On October 31, 2019, the Company declared an aggregate dividend for the fourth quarter, payable on January 31, 2020, to holders of record on January 15, 2020 of $3.9 million on the shares of Series A Preferred Stock.
On October 31, 2019, the Company declared a dividend for the fourth quarter, payable on January 31, 2020, to holders of record on December 31, 2019, in the amount of $0.4220 per Class A share, or $1.688 on an annualized basis. This is unchanged from the third quarter of 2019.

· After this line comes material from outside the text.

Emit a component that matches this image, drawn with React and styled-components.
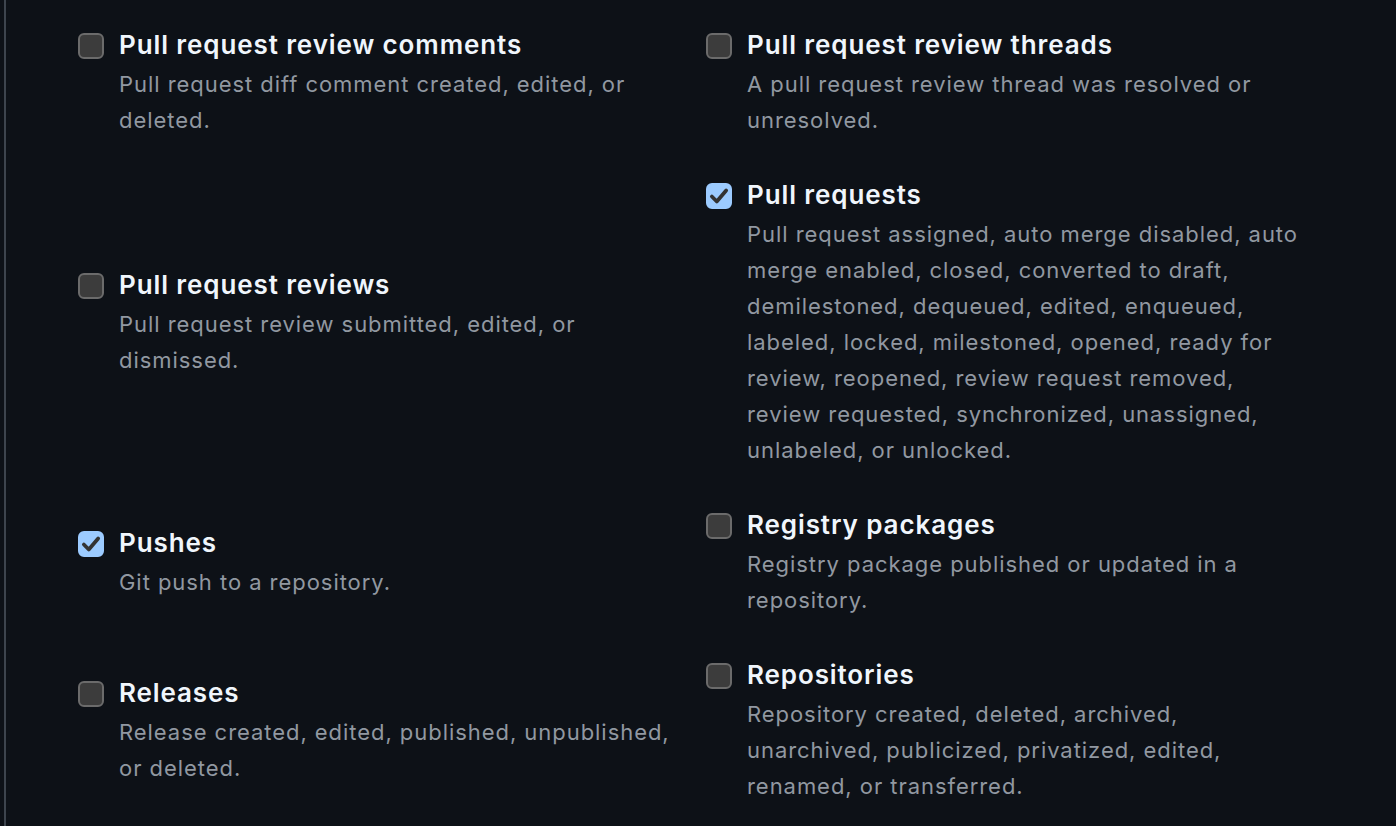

In October 2019, the Company consummated the purchase of 101 MW of owned capacity in Grady, a 220 MW Pattern Development project located in Curry County, New Mexico, for total cash consideration of approximately $100 million.
In October 2019, the Company consummated the purchase of 150 MW of owned capacity in Henvey Inlet, a 300 MW Pattern Energy Group LP project located in Henvey Inlet First Nation Reserve No. 2 Lands, Ontario, Canada. Following purchase price adjustments to be made at term conversion, the estimated economic cost to the Company will be approximately $193 million.
In October 2019, the Company consummated an earnout acquisition agreement with Pattern Energy Group LP to acquire 100% of Pattern Energy Group LP's earnout rights in certain transmission and wind projects under development, which represent 25% of the profits interest in such projects, for a purchase price of $10 million.
In October 2019, the Company issued 10.4 million shares of Series A Perpetual Preferred Stock with a par value of $260 million at a 1.5% discount (Preferred Shares). The Preferred Shares are entitled to receive, when declared by the board of directors, cumulative cash dividends at an initial annual rate of 5.625%, based on the $25.00 per share liquidation preference. The annual
dividend rate shall increase by 0.5% every year starting on the third anniversary of issuance date to a maximum of four escalations, or 7.625%. The Preferred Shares are entitled to receive 12.6% of any cash distributions, including the return of capital, made by Pattern Development to the Company or any of its subsidiaries not to exceed $3.25 per Preferred Share. The Company received net proceeds of $256 million which it used to fund the acquisition of Henvey Inlet, partially repay borrowings under the revolving credit facility and pay related expenses and fees.